TV Tonight

First Review: Skins

Often television shows don’t hit their stride until after the first season. They iron out the wrinkles, learn who the audience likes and return to the writer’s table full of confidence.

So I’m really looking forward to seeing what Brian Elsley comes up with for the second season of Skins.

This troupe of Bristol teens burst onto our screens in January, telling dynamic stories of teenage angst, ambition, romance, peer pressure, self esteem, anorexia and sexual identity. Wearing their hearts on their sleeves, they blew the rich kids of The OC and Gossip Girl out of the water.

Premiering just weeks after its UK conclusion, this is the equivalent of SBS ‘fast-tracking’.

If you didn’t follow the first series (you don’t know what you’re missing) the title refers to the way the series focuses on a different member every episode to get ‘under their skins’.

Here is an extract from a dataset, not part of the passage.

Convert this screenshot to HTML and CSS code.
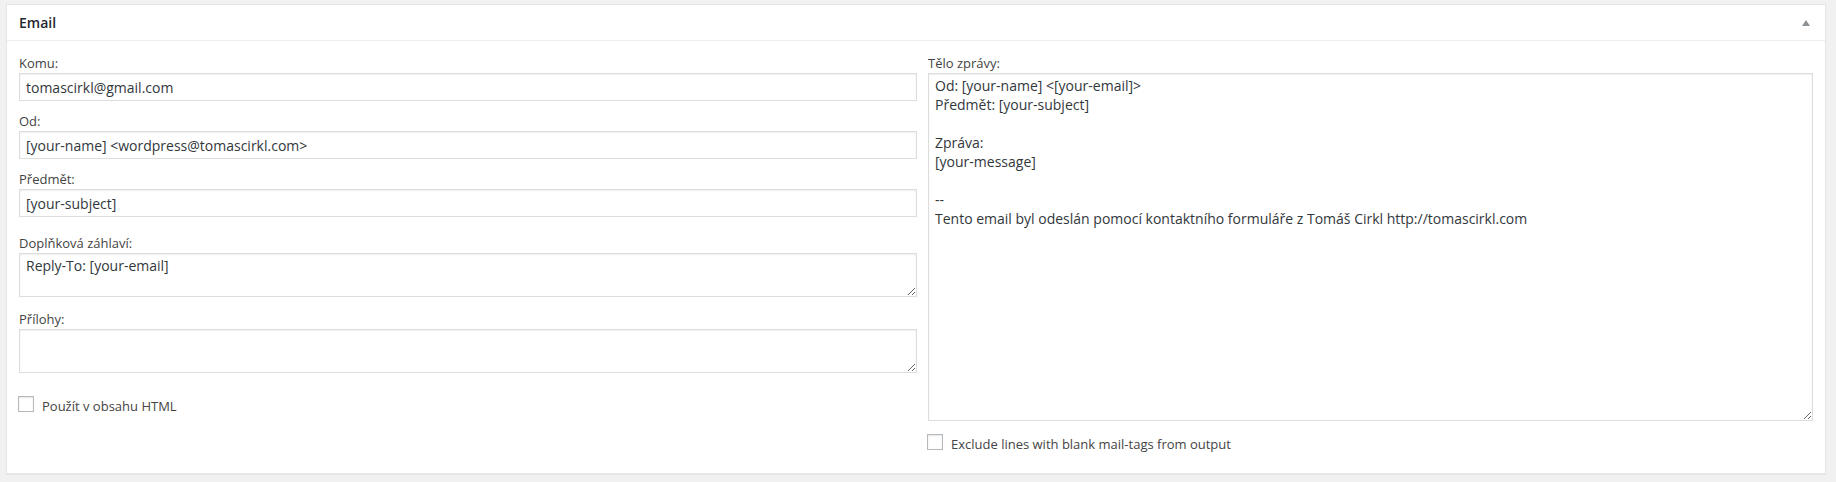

When we last left them, alpha male Tony (Nicholas Hoult) had been hit by a bus. He’s back for the second series – but you’ll have to see the first ep to learn any more. Gay dancer Maxxie, played gloriously by Mitch Hewer, is this week’s focus. With his platinum crop and toned physique, Hewer’s clearly been working out during the season break.

But Maxxie is much more than eye candy. He’s a loyal friend to Tony, for whom he harbours a crush, and probably the most well-adjusted kid in the gang. Hewer is also a killer dancer. He leaps through the opening scene’s dance rehearsal with ease – look out Rhys Bobridge!

Maxxie’s dad wants him to become a builder, a story device that’s a bit Billy Eliot for my liking. Watch for the less plot-driven scenes where he laughs off the taunts of homophobes – you won’t believe where that ends up.

The other shining kid I’m waiting to revisit is Sid (Mike Bailey) who, from behind his beanie and spectacles, brims with vulnerability, and is usually handed the production’s best dramatic scenes. But it’s all the cast combined who are the reason to love Skins. Many of them first-time actors, they’re a joy to behold – which is why it will be so much harder when Elsley turfs all but one for the third series. Even in TV you’re too old at 18?

Skins returns 10pm Monday on SBS.

David Knox is an occasional blogger for SBS.

Comments

3 Responses to “First Review: Skins”

  1. SHINTARO on May 16th, 2008 1:58 am

    It’s a fantastic series and maybe the best of the year, in my opinion. The second season gets a bit wobbly occasionally and the quality level between eps. can be quite uneven but when Skins hits its stride, its truly great TV.

    Breaks your heart at the end of the series when you know it’s all over, though (mainly because a few important young actors had had enough). Creating and casting a set of new characters as good as these, I predict, will be almost impossible.

    Skins is mostly written by a large team of young, inexperienced writers and both the good and bad aspects of this are often all too apparent. Between the strokes of fresh genius there can be a certain lack of continuity, the tendency to tell stories too fast and also to burn the characters too much. Still great, though!

  2. Marc on May 16th, 2008 3:04 am

    I have to say that i agree with everything written above. i love skins, i do. the first series was bursting with energy, ideas and i fell in love with the characters so easily. the second series is nowhere near as strong… and whilst ivery very nearly wept with actual tears to see this cast go… i do think the new cast move good pay some great dividends

  3. Sillygostly on May 16th, 2008 11:51 am

    I disagree with you guys. Sure, Skins was good during its peak, but in season 2, it experienced a MASSIVE slump in quality. Some of the characters change (not develop, but CHANGE) drastically this season, particularly Sid and Cassie, both of whom have been SO poorly written this season to the point that I no longer gave a crap about their relationship by the end of the series.

    Cassie turned from a bubbly, troubled social misfit to a jealous, obnoxious slut over just one episode, and it became impossible to like her since as she was no longer the character we all fell in love with (thanks to flat-out BAD writing and poor character development).

    With that said, there’s still plenty to enjoy if you can look past this season’s glaring faults.